賢者の石を読んだころにおそらくイメージしたであろう姿はもう忘れてしまって、映画で出て来たあの登場人物のイメージが被ってしまう。もちろんスネイプ以外の個人個人も多かれ少なかれそうなのだが・・。

上下巻3800円+税。
1100頁をこえるボリューム。
それだけボリュームがなければ、待ったかいがない、というだけでなく、ボリュームに恥じない、充分に楽しませられる本だと思います。
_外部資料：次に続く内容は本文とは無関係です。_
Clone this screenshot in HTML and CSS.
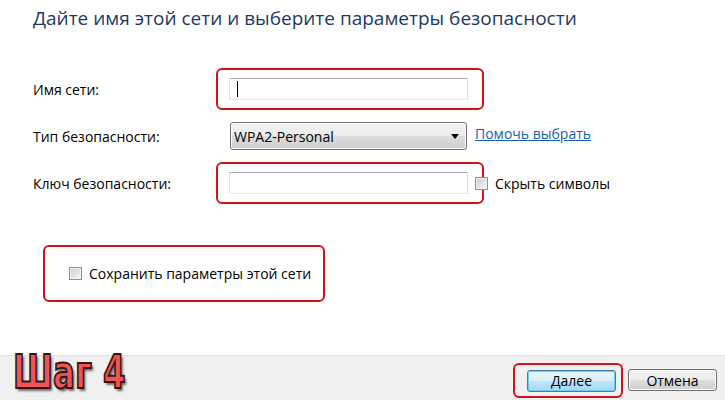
FILE: index.html
```html
<!DOCTYPE html>
<html lang="ru">
<head>
  <meta charset="UTF-8">
  <meta name="viewport" content="width=device-width, initial-scale=1.0">
  <title>Настройка сети</title>
  <link rel="stylesheet" href="styles.css">
</head>
<body>

  <main class="content">
    <h1 class="title">Дайте имя этой сети и выберите параметры безопасности</h1>

    <form class="net-form">
      <div class="row">
        <label class="label">Имя сети:</label>
        <div class="mark">
          <div class="field"><span class="caret"></span></div>
        </div>
      </div>

      <div class="row row-select">
        <label class="label" for="security">Тип безопасности:</label>
        <div class="select-wrap">
          <select id="security" class="select">
            <option>WPA2-Personal</option>
          </select>
        </div>
        <a class="link" href="#">Помочь выбрать</a>
      </div>

      <div class="row">
        <label class="label" for="key">Ключ безопасности:</label>
        <div class="mark">
          <input id="key" class="field" type="text">
        </div>
        <label class="check check-hide"><input type="checkbox">Скрыть символы</label>
      </div>

      <div class="mark mark-save">
        <label class="check"><input type="checkbox">Сохранить параметры этой сети</label>
      </div>
    </form>
  </main>

  <footer class="footer">
    <span class="step">Шаг 4</span>
    <div class="buttons">
      <div class="mark mark-btn">
        <button type="button" class="btn btn-default">Далее</button>
      </div>
      <button type="button" class="btn">Отмена</button>
    </div>
  </footer>

</body>
</html>
```

FILE: styles.css
```css
/* Reset styling */
* {
  margin: 0;
  padding: 0;
  box-sizing: border-box;
}

body {
  font-family: "Open Sans", "Noto Sans", sans-serif;
  background: #fff;
  color: #000;
  width: 725px;
  height: 400px;
  display: flex;
  flex-direction: column;
  overflow: hidden;
}

.content {
  flex: 1;
  padding: 5px 0 0 33px;
}

.title {
  font-size: 19px;
  font-weight: 400;
  line-height: 26px;
  color: #1d3868;
}

.net-form {
  margin-top: 37px;
  display: flex;
  flex-direction: column;
}

.row {
  display: flex;
  align-items: center;
}

.row-select {
  height: 52px;
}

.label {
  width: 183px;
  font-size: 14px;
}

/* Red annotation frame */
.mark {
  border: 2px solid #d3121c;
  border-radius: 6px;
  padding: 8px 14px 8px 11px;
}

.field {
  display: flex;
  align-items: center;
  width: 239px;
  height: 22px;
  border: 1px solid;
  border-color: #abadb3 #dbdfe6 #e3e9ef #e2e3ea;
  background: #fff;
  padding-left: 7px;
  font: inherit;
  outline: none;
}

.caret {
  width: 1px;
  height: 16px;
  background: #000;
}

.select-wrap {
  position: relative;
  margin-left: 14px;
}

.select {
  appearance: none;
  width: 237px;
  height: 28px;
  border: 1px solid #707070;
  border-radius: 3px;
  background: linear-gradient(#f2f2f2 0%, #ebebeb 50%, #dddddd 51%, #cfcfcf 100%);
  box-shadow: inset 0 0 0 1px #fbfbfb;
  font-family: inherit;
  font-size: 14px;
  color: #000;
  padding-left: 3px;
}

/* Dropdown arrow */
.select-wrap::after {
  content: "";
  position: absolute;
  right: 8px;
  top: 12px;
  border-left: 4px solid transparent;
  border-right: 4px solid transparent;
  border-top: 5px solid #000;
  pointer-events: none;
}

.link {
  margin-left: 8px;
  margin-top: -6px;
  font-size: 14px;
  color: #1560b6;
  text-decoration: underline;
}

.check {
  display: flex;
  align-items: center;
  gap: 7px;
  font-size: 14px;
}

.check input {
  appearance: none;
  width: 13px;
  height: 13px;
  border: 1px solid #8e8f8f;
  background: linear-gradient(135deg, #c9cdd3, #f7f7f7);
  box-shadow: inset 0 0 0 1px #f4f4f4;
}

.check-hide {
  margin-left: -9px;
}

.mark-save {
  align-self: flex-start;
  margin: 41px 0 0 10px;
  height: 57px;
  display: flex;
  align-items: center;
  padding: 0 12px 0 24px;
}

.footer {
  height: 45px;
  background: #f0f0f0;
  border-top: 1px solid #dfdfdf;
  display: flex;
  justify-content: space-between;
  align-items: flex-start;
  padding: 0 8px 0 13px;
}

.step {
  display: inline-block;
  margin-top: -7px;
  font-family: "DejaVu Sans Condensed", "DejaVu Sans", sans-serif;
  font-weight: bold;
  font-size: 36px;
  line-height: 36px;
  color: #ee5656;
  -webkit-text-stroke: 1.5px #3a1414;
  text-shadow: 2px 2px 2px rgba(0, 0, 0, 0.55);
  transform: scaleY(1.3);
  transform-origin: top left;
}

.buttons {
  display: flex;
  align-items: center;
  gap: 5px;
  margin-top: 7px;
}

.mark-btn {
  padding: 4px 5px 4px 12px;
}

.btn {
  width: 89px;
  height: 22px;
  border: 1px solid #707070;
  border-radius: 3px;
  background: linear-gradient(#f2f2f2 0%, #ebebeb 50%, #dddddd 51%, #cfcfcf 100%);
  box-shadow: inset 0 0 0 1px #fcfcfc;
  font-family: inherit;
  font-size: 14px;
  color: #000;
}

.btn-default {
  border-color: #3c7fb1;
  background: linear-gradient(#eaf6fd 0%, #d9f0fc 50%, #bee6fd 51%, #a7d9f5 100%);
  box-shadow: inset 0 0 0 1px #6fcbf0;
}
```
「ハリー・ポッターと死の秘宝」 (上下巻セット) (ハリー・ポッターシリーズ第七巻) J. K. ローリング(著), 松岡佑子(翻訳)



ハリー・ポッターと謎のプリンス


いやはや、なんともはや、もの凄い人気なのである。発売前から予約が殺到。
発売日には行列が出来ているというのだから、恐れ入る。

小生も速入手したが、同僚には一足先を越されてしまった。
「どうだった?」
「いや、前作の方が・・」
「そ、それ以上、言うな。今から読むんだから」
「じゃぁ、最初から聞くなよ」
などと言うやり取りの後、上下巻2冊なので、二晩で読み切った。(一晩に一冊)ほんと、アッと言う間に読んでしまうので、何かもったいなく感じてしまう。
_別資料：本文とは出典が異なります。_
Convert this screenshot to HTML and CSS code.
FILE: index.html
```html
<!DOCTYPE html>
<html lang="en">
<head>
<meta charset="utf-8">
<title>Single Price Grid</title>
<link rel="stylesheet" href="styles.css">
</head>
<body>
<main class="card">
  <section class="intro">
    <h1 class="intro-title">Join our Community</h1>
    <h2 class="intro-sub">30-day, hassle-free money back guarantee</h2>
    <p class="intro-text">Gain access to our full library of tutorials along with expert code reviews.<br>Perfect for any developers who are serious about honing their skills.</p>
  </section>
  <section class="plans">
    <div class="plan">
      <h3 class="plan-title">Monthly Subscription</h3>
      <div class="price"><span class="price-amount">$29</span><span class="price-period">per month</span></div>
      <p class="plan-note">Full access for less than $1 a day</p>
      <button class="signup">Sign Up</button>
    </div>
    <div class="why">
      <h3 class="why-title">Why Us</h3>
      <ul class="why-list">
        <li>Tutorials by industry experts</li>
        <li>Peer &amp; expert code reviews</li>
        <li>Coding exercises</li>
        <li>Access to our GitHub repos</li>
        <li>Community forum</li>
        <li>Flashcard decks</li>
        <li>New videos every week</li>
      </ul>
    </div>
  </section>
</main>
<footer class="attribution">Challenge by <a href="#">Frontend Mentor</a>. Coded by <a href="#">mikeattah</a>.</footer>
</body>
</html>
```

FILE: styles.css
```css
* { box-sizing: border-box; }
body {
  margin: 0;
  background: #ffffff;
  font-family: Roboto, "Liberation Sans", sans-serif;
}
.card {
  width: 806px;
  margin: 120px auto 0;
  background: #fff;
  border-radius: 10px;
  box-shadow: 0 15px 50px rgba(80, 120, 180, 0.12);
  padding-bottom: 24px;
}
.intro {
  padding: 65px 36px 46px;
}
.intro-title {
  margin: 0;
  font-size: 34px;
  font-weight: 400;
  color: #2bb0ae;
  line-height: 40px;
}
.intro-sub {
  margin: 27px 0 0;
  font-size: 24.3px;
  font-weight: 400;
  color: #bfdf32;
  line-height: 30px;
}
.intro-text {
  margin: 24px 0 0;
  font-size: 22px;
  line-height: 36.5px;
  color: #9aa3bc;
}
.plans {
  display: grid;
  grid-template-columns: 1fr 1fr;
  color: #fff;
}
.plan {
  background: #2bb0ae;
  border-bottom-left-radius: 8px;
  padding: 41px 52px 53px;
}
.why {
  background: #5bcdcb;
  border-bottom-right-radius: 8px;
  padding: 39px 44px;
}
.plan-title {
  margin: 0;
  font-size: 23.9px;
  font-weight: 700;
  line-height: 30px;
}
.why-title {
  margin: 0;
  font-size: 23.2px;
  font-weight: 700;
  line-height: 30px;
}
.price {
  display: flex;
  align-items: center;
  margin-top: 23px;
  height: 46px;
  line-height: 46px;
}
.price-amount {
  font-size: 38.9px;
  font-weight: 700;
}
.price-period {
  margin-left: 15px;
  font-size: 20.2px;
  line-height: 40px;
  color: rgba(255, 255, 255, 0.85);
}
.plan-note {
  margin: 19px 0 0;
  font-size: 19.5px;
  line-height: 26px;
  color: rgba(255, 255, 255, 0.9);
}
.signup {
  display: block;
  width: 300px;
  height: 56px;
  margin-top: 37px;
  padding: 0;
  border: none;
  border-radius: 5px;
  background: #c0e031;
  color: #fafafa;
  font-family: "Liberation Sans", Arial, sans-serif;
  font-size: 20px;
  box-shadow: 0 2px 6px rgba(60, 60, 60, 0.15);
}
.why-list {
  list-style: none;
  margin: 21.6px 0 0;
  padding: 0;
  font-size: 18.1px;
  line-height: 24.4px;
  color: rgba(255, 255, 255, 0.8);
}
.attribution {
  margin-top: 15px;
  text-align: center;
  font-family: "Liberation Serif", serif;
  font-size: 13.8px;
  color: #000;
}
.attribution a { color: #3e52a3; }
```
内容にふれる事はご法度だろうから、あまり突っ込んだ話は書けないが、どうも映画で成長し過ぎたハリーやロンを意識しているのでは無いだろうか、という記述が散見された。
一夏で30cmも背が高くなったハリーは・・・などど。
映画で成長し過ぎてしまったのは本で言えば前々作となるのだったか・・、何を今更、という気がしないでも無いが・・・。

「いや、前作の方が・・」という先入観を振り払って読んだのだが、やはりこれまで同様、ぐいぐいと引っ張られて行く。前作の方が・・・などとはトンでも無い。
どんどん面白くなって、ヴォルテモートの過去に迫って行くあたり、これまでで一番面白いでは無いか、とすら思える。

まぁ、褒める人ばかりであろうから、敢えて苦言を呈しておくとすれば、これまでの一巻、一巻は(途中から上下巻だが・・)もちろん全体の長いストーリーの中での起承転結の一役を果たしている事は確かであるが、それぞれで、一旦完結していた。
賢者の石なら賢者の石の中で炎のゴブレットなら炎のゴブレットの中で起承転結が有ったと思う。
ところがどうだ。今回の「謎のプリンス」は全体で言えばさしずめ「転」あたりだろうか。散々引っ張っておきながら、今回は「謎のプリンス」内での転結が無い。
もうすぐさま、次を買って読みたくなる欲求不満の気持ちのまま、次のまたいつになるかわからない出版を待てと言うのだろうか。

だいたい、待たされすぎるのである。一巻分がポッターの1学年分で終わりはいつも夏休み。次の一巻は必ずダーズリー家での不愉快な夏休みからスタートするので、話としてはほぼ連続している。だから主要な登場人物以外の前作や前々作や前々々作で登場した人物が登場してくるのは当たり前なのだが、これだけ待たされてしまうと、そんな人物いたっけ・・って全然思い出せない。とは言うものの、読んでいる最中に前作を繰って探そうという気にもなれない。

結末を金庫に入れておくぐらいなら、筋書きはほとんど出来ているんだろう。
出し惜しみせずにじゃんじゃん執筆、出版してくれないものか。

もうここまで来れば、興行としての意味もあるのか、原作出版→翻訳モノ出版→映画化・・一巡してからまた原作出版→・・・と続いて行く約束事でもあるのだろうか。

一旦苦言を呈してしまった以上、非難轟々を覚悟の上でもう一つ苦言を書いてみようか。「謎のプリンス」では、本来のストーリーとあまり関係の無い、誰と誰がくっついて、いちゃいちゃして、誰がに嫉妬して・・という様な記述にあまりにページを割いてしまっているのではないだろうか。そりゃ、映画化するにあたっては、誰と誰が・・・と言うネタも絡ませた方が話題性が出るのかもしれないが、本の中では寧ろ、無理矢理、上下巻に引き伸ばす為に、どうでもいい枝葉を突っ込んでいる様にも思えなくも無い。

最後にもう一言。ダンブルドアはハリーにスラグホーンの隠された記憶を何がなんでも探る様に指示したが、秘薬であるフェリックス・フェリシスを使ってまでして取得すべき情報だっただろうか。
ダンブルドアにはもうわかっていた事だと思うのだが・・・。
それを探らせる事でハリーにわからせようとした、という事だろうか・・・。
おっと、内容を迂回して書いていたつもりが、思わず内容に踏み込んでしまうところだった。

という事でこのあたりで失礼します。